With its borrowing countries, the Bank confronts global commons issues in a number of ways. These include regional activities, as well as individual projects and policies whose environmental goals are consistent with global objectives. A good example is in the field of energy conservation, which because of increasing environmental threats (notably, global warming), will become still more important in the future. Efficient pricing policies that reflect economic and environmental costs of supply, energy conservation, and improved compliance with loan conditions relating to tariffs and cost recovery will continue to be central to the Bank’s energy policy. Another emerging priority is the identification of opportunities for funding investments that will allow countries to develop alternatives to chlorofluorocarbons, the emission of which threatens the ozone layer and also contributes to global warming.

While the Bank can encourage borrowers to invest in environmental improvements wherever possible, its ability to persuade borrowers is limited when the benefits accrue outside their national borders. This situation applies to measures, for example, that reduce the direct export of pollutants and to the preservation of a unique indigenous species that may be primarily of international concern. In such cases, borrowing at commercial rates may not be acceptable. Various development agencies and nongovernmental organizations are, therefore, currently considering alternative forms of subsidized funding mechanisms for environmental protection. Debt-for-nature swaps are one technique that has recently been employed for a number of countries. Although Bank funds cannot be used for this purpose, the Bank supports such efforts in principle and stands prepared to assist in facilitating arrangements between developing country governments and potential donors.

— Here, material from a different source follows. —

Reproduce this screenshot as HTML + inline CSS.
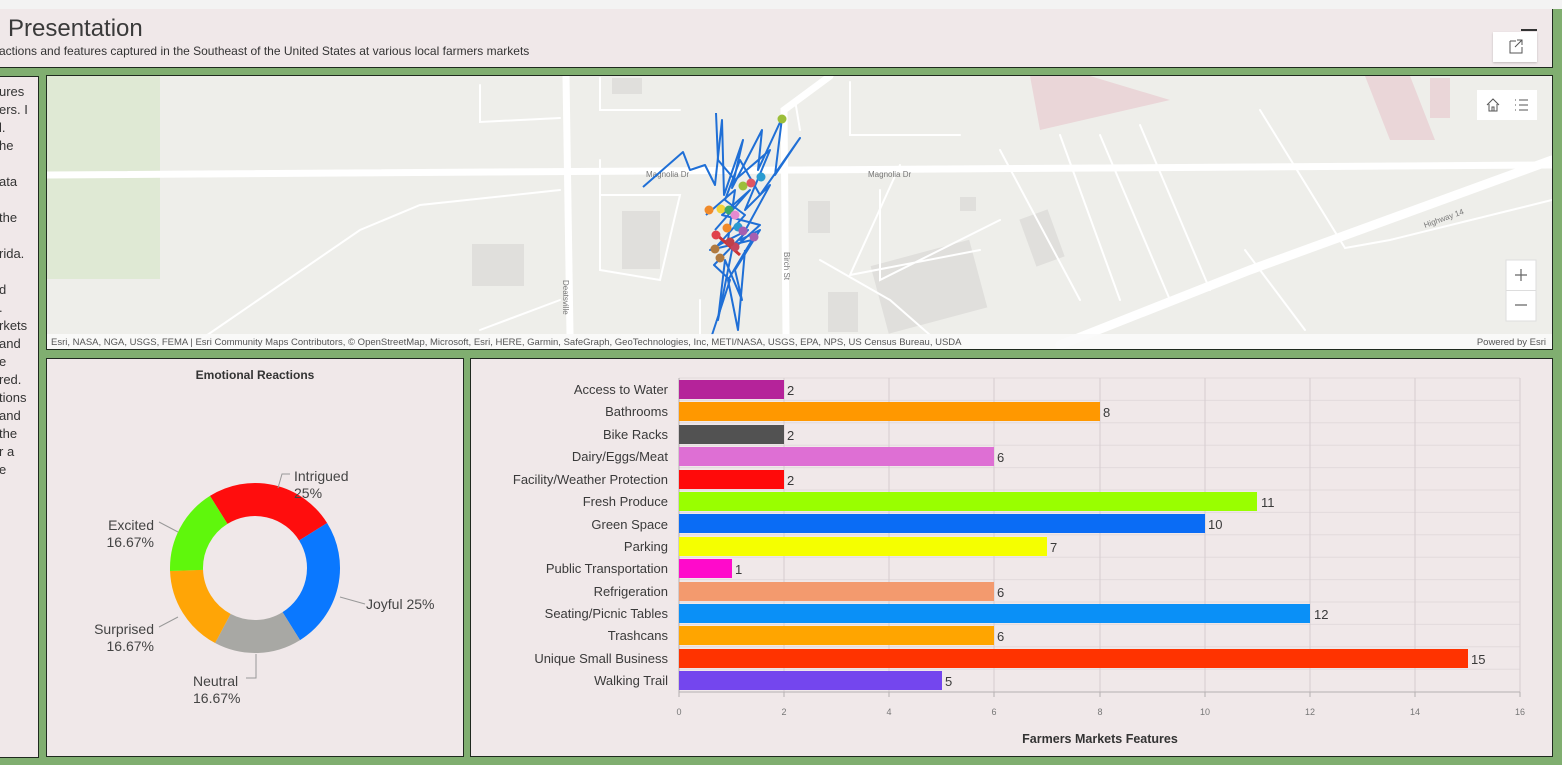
<!DOCTYPE html>
<html><head><meta charset="utf-8"><style>
*{margin:0;padding:0;box-sizing:border-box}
body{width:1562px;height:765px;overflow:hidden;background:#80ae70;font-family:"Liberation Sans",sans-serif;position:relative;color:#333}
.p{position:absolute;background:#f0e8e9;border:1.5px solid #1f2a1f}
#top{position:absolute;left:0;top:0;width:1562px;height:9px;background:#f3f3f3}
</style></head><body>
<div id="top"></div>
<div class="p" style="left:-2px;top:9px;width:1555px;height:59px;border-top:none">
  <div style="position:absolute;left:9px;top:6px;font-size:24px;color:#3a3a3a">Presentation</div>
  <div style="position:absolute;left:0;top:35px;font-size:12px;color:#333;white-space:nowrap">actions and features captured in the Southeast of the United States at various local farmers markets</div>
  <div style="position:absolute;left:1522px;top:20px;width:16px;height:1.5px;background:#333"></div>
  <div style="position:absolute;left:1494px;top:23px;width:44px;height:30px;background:#fff;box-shadow:0 1px 2px rgba(0,0,0,.2)">
    <svg width="44" height="30"><path d="M17 9h6M17 9v12h12v-6M24 8h5v5M29 8l-7 7" fill="none" stroke="#555" stroke-width="1"/></svg>
  </div>
</div>
<div class="p" style="left:-2px;top:76px;width:41px;height:682px;overflow:hidden;font-size:13px;line-height:18px;color:#333">
  <div style="position:absolute;left:0;top:6px;white-space:pre">ures
ers. I
l.
he

ata

the

rida.

d
.
rkets
and
e
red.
tions
and
the
r a
e</div>
</div>
<div class="p" style="left:46px;top:75px;width:1507px;height:275px;background:#eeeeea;overflow:hidden">
<svg width="1507" height="275" style="position:absolute;left:0;top:0">
<g transform="translate(-47,-76)">
<rect x="47" y="76" width="113" height="203" fill="#dfe9d4"/>
<polygon points="1030,76 1090,76 1170,100 1040,130" fill="#ead6d8"/>
<polygon points="1365,76 1410,76 1435,140 1390,140" fill="#ead6d8"/>
<rect x="1430" y="78" width="20" height="40" fill="#ead6d8"/>
<g fill="#e0dfdc"><rect x="472" y="244" width="52" height="42"/><rect x="622" y="211" width="38" height="58"/><rect x="808" y="201" width="22" height="32"/><rect x="878" y="252" width="102" height="70" transform="rotate(-15 928 287)"/><rect x="828" y="292" width="30" height="40"/><rect x="960" y="197" width="16" height="14"/><rect x="1027" y="213" width="30" height="50" transform="rotate(-20 1042 238)"/><rect x="612" y="78" width="30" height="16"/></g>
<g fill="none" stroke="#fff" stroke-linecap="round">
<path d="M47,175 L1552,165" stroke-width="7"/>
<path d="M566,76 L570,335" stroke-width="7"/>
<path d="M786,335 L784,110 L830,76" stroke-width="7"/>
<path d="M1060,345 L1250,270 L1552,160" stroke-width="9"/>
<path d="M200,340 L360,230 L420,205 L560,190" stroke-width="2"/>
<path d="M480,85 L480,122 L560,118 M600,78 L600,110 L680,110 M795,100 L800,130" stroke-width="2"/>
<path d="M850,82 L850,135 L960,135 M880,190 L880,280 L1000,220 M900,165 L850,275 L980,250 M1000,150 L1080,300 M1060,135 L1120,300 M1100,135 L1170,300 M1140,125 L1210,290 M1260,110 L1345,248 L1390,240 L1552,200 M1245,250 L1305,330" stroke-width="2"/>
<path d="M600,160 L600,270 L660,280 L680,195 L600,195 M480,330 L560,300 M700,300 L700,335 M820,260 L890,300 L930,335" stroke-width="2"/>
</g>
<g font-size="8" fill="#777"><text x="646" y="177">Magnolia Dr</text><text x="868" y="177">Magnolia Dr</text><text x="1425" y="228" transform="rotate(-20 1425 228)">Highway 14</text><text x="784" y="252" transform="rotate(90 784 252)">Birch St</text><text x="563" y="280" transform="rotate(90 563 280)">Deatsville</text></g>
<g fill="none" stroke="#1f6fd6" stroke-width="2" stroke-linejoin="round">
<path d="M643,187 L683,152 L690,170 L705,165 L715,185 L722,120 L724,195 L743,140 L732,188 L762,130 L758,170 L782,118 L775,175 L800,138 L760,195 L740,160 L725,200 L745,215 L718,245 L748,230 L714,265 L730,280 L712,335"/>
<path d="M716,113 L718,160 L735,180 L770,150 L745,210 L770,185 L740,240 L760,230 L735,270 L742,300 L725,260 L718,320 L732,250 L760,225 L722,215 L750,190 L715,230"/>
<path d="M706,215 L735,190 L728,240 L710,250 L752,240 L728,280 L738,330 L745,250"/>
</g>
<path d="M718,236 L740,255" stroke="#c33" stroke-width="3"/>
<g><circle cx="782" cy="119" r="4.5" fill="#9cbe3a"/><circle cx="743" cy="186" r="4.5" fill="#9cbe3a"/><circle cx="751" cy="183" r="4.5" fill="#e05563"/><circle cx="761" cy="177" r="4.5" fill="#2a9bd0"/><circle cx="709" cy="210" r="4.5" fill="#f08a2a"/><circle cx="721" cy="209" r="4.5" fill="#f2d33a"/><circle cx="729" cy="210" r="4.5" fill="#3aa86a"/><circle cx="735" cy="215" r="4.5" fill="#e58ad0"/><circle cx="738" cy="227" r="4.5" fill="#2a9bd0"/><circle cx="743" cy="231" r="4.5" fill="#a55fb0"/><circle cx="727" cy="228" r="4.5" fill="#f08a2a"/><circle cx="716" cy="235" r="4.5" fill="#e0404a"/><circle cx="754" cy="237" r="4.5" fill="#a55fb0"/><circle cx="735" cy="247" r="4.5" fill="#c4455e"/><circle cx="715" cy="249" r="4.5" fill="#b07a40"/><circle cx="720" cy="258" r="4.5" fill="#b07a40"/><circle cx="730" cy="242" r="4.5" fill="#c0404a"/></g>
<rect x="47" y="334" width="1505" height="16" fill="#fafafa" opacity=".9"/>
<text x="51" y="345" font-size="9.5" fill="#555">Esri, NASA, NGA, USGS, FEMA | Esri Community Maps Contributors, © OpenStreetMap, Microsoft, Esri, HERE, Garmin, SafeGraph, GeoTechnologies, Inc, METI/NASA, USGS, EPA, NPS, US Census Bureau, USDA</text>
<text x="1546" y="345" font-size="9.5" fill="#555" text-anchor="end">Powered by Esri</text>
<rect x="1477" y="90" width="60" height="30" fill="#fff"/>
<path d="M1487,105 L1493,99 L1499,105 M1489,104 V111 H1497 V104 M1492,111 V107 H1494 V111" fill="none" stroke="#555"/>
<path d="M1519,100h9M1519,105h9M1519,110h9" stroke="#555"/><path d="M1515,100h2M1515,105h2M1515,110h2" stroke="#555" stroke-dasharray="1 1"/>
<rect x="1506" y="260" width="30" height="61" fill="#fff" stroke="#ddd"/>
<path d="M1506,290.5h30" stroke="#ddd"/>
<path d="M1515,275h12M1521,269v12M1515,305h12" stroke="#666" stroke-width="1.2"/>
</g></svg>
</div>
<div class="p" style="left:46px;top:358px;width:418px;height:399px">
<svg width="418" height="399" style="position:absolute;left:0;top:0">
<g transform="translate(-47,-359)">
<text x="255" y="379" font-size="12" font-weight="bold" text-anchor="middle" fill="#333">Emotional Reactions</text>
<g transform="translate(255,568)" fill="none" stroke-width="33">
<circle r="68.5" stroke="#ff0d0d" stroke-dasharray="107.6 500" transform="rotate(-122)"/>
<circle r="68.5" stroke="#0a78ff" stroke-dasharray="107.6 500" transform="rotate(-32)"/>
<circle r="68.5" stroke="#a8a8a4" stroke-dasharray="71.7 500" transform="rotate(58)"/>
<circle r="68.5" stroke="#ffa506" stroke-dasharray="71.7 500" transform="rotate(118)"/>
<circle r="68.5" stroke="#5ff70c" stroke-dasharray="71.7 500" transform="rotate(178)"/>
</g>
<g fill="none" stroke="#999"><path d="M278,488 L282,474 L290,474M340,597 L365,604M159,522 L178,532M159,627 L178,617M256,654 L256,678 L246,678"/></g>
<g font-size="14" fill="#444"><text x="294" y="481">Intrigued</text><text x="294" y="498">25%</text><text x="366" y="609">Joyful 25%</text><text x="154" y="530" text-anchor="end">Excited</text><text x="154" y="547" text-anchor="end">16.67%</text><text x="154" y="634" text-anchor="end">Surprised</text><text x="154" y="651" text-anchor="end">16.67%</text><text x="193" y="686">Neutral</text><text x="193" y="703">16.67%</text></g>
</g></svg>
</div>
<div class="p" style="left:470px;top:358px;width:1083px;height:399px">
<svg width="1083" height="399" style="position:absolute;left:0;top:0">
<g transform="translate(-471,-359)" font-family="Liberation Sans, sans-serif">
<g stroke="#e2dadc" stroke-width="1">
<path d="M679,378H1520M679,400.4H1520M679,422.8H1520M679,445.2H1520M679,467.6H1520M679,490H1520M679,512.4H1520M679,534.8H1520M679,557.2H1520M679,579.6H1520M679,602H1520M679,624.4H1520M679,646.8H1520M679,669.2H1520"/>
<path d="M784,378V692M889,378V692M994,378V692M1100,378V692M1205,378V692M1310,378V692M1415,378V692M1520,378V692" stroke="#d6cdd0"/>
</g>
<path d="M679,378V692H1520M679,692v5M784,692v5M889,692v5M994,692v5M1100,692v5M1205,692v5M1310,692v5M1415,692v5M1520,692v5" stroke="#b5b0b1" fill="none"/>
<g font-size="9" fill="#777" text-anchor="middle"><text x="679" y="715">0</text><text x="784" y="715">2</text><text x="889" y="715">4</text><text x="994" y="715">6</text><text x="1100" y="715">8</text><text x="1205" y="715">10</text><text x="1310" y="715">12</text><text x="1415" y="715">14</text><text x="1520" y="715">16</text></g>
<text x="1100" y="743" font-size="12.5" font-weight="bold" fill="#333" text-anchor="middle">Farmers Markets Features</text>
<g font-size="13" fill="#3a3a3a">
<g text-anchor="end">
<text x="668" y="394">Access to Water</text><text x="668" y="416">Bathrooms</text><text x="668" y="439">Bike Racks</text><text x="668" y="461">Dairy/Eggs/Meat</text><text x="668" y="484">Facility/Weather Protection</text><text x="668" y="506">Fresh Produce</text><text x="668" y="529">Green Space</text><text x="668" y="551">Parking</text><text x="668" y="573">Public Transportation</text><text x="668" y="596">Refrigeration</text><text x="668" y="618">Seating/Picnic Tables</text><text x="668" y="640">Trashcans</text><text x="668" y="663">Unique Small Business</text><text x="668" y="685">Walking Trail</text>
</g>
<g>
<rect x="679" y="380" width="105" height="19" fill="#b5239a"/><text x="787" y="395">2</text>
<rect x="679" y="402" width="421" height="19" fill="#ff9800"/><text x="1103" y="417">8</text>
<rect x="679" y="425" width="105" height="19" fill="#525252"/><text x="787" y="440">2</text>
<rect x="679" y="447" width="315" height="19" fill="#de6fd4"/><text x="997" y="462">6</text>
<rect x="679" y="470" width="105" height="19" fill="#ff0a0a"/><text x="787" y="485">2</text>
<rect x="679" y="492" width="578" height="19" fill="#99ff00"/><text x="1261" y="507">11</text>
<rect x="679" y="514" width="526" height="19" fill="#0a6cf5"/><text x="1208" y="529">10</text>
<rect x="679" y="537" width="368" height="19" fill="#f5ff00"/><text x="1050" y="552">7</text>
<rect x="679" y="559" width="53" height="19" fill="#ff0acb"/><text x="735" y="574">1</text>
<rect x="679" y="582" width="315" height="19" fill="#f39a6e"/><text x="997" y="597">6</text>
<rect x="679" y="604" width="631" height="19" fill="#0a90f7"/><text x="1314" y="619">12</text>
<rect x="679" y="626" width="315" height="19" fill="#ffa500"/><text x="997" y="641">6</text>
<rect x="679" y="649" width="789" height="19" fill="#ff3300"/><text x="1471" y="664">15</text>
<rect x="679" y="671" width="263" height="19" fill="#7446ee"/><text x="945" y="686">5</text>
</g></g>
</g></svg>
</div>
</body></html>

Political constraints. The broadening of the Bank’s environmental strategy from a focus on individual projects to include a concern with macroeconomic causes and prescriptions represents a major change in approach. Nevertheless, even more fundamental causes of environmental problems need attention, and inevitably involve politically sensitive questions about the distribution of land, income and wealth, and political and institutional power. Environmental problems inherently involve conflicts of interest: the upstream polluter damages downstream fisheries, mining or logging operations threaten indigenous tribes, deforestation threatens the global climate, and urgent present-day needs threaten the well-being of future generations. In most cases, the powerful damage the weak, or those who have little say in the decision-making process. Strong political will is therefore required to overcome the constraints posed by vested interests. Against this background, governments, the Bank, and other external agencies no doubt will encounter increasing resistance in trying to deal with environmental concerns.

Conclusion

To promote sound environmental management, and ultimately, sustainable development, the Bank will attempt to ensure that its projects satisfy the often mutually supportive objectives of economic growth, poverty alleviation, and environmental protection. The traditional concern with the environmental consequences of individual projects will now be enhanced by more rigorous environmental assessment procedures. However, these efforts alone are not sufficient. They must be accompanied by the integration of the environment into other aspects of the Bank’s activities—particularly country economic work—if real progress is to be made.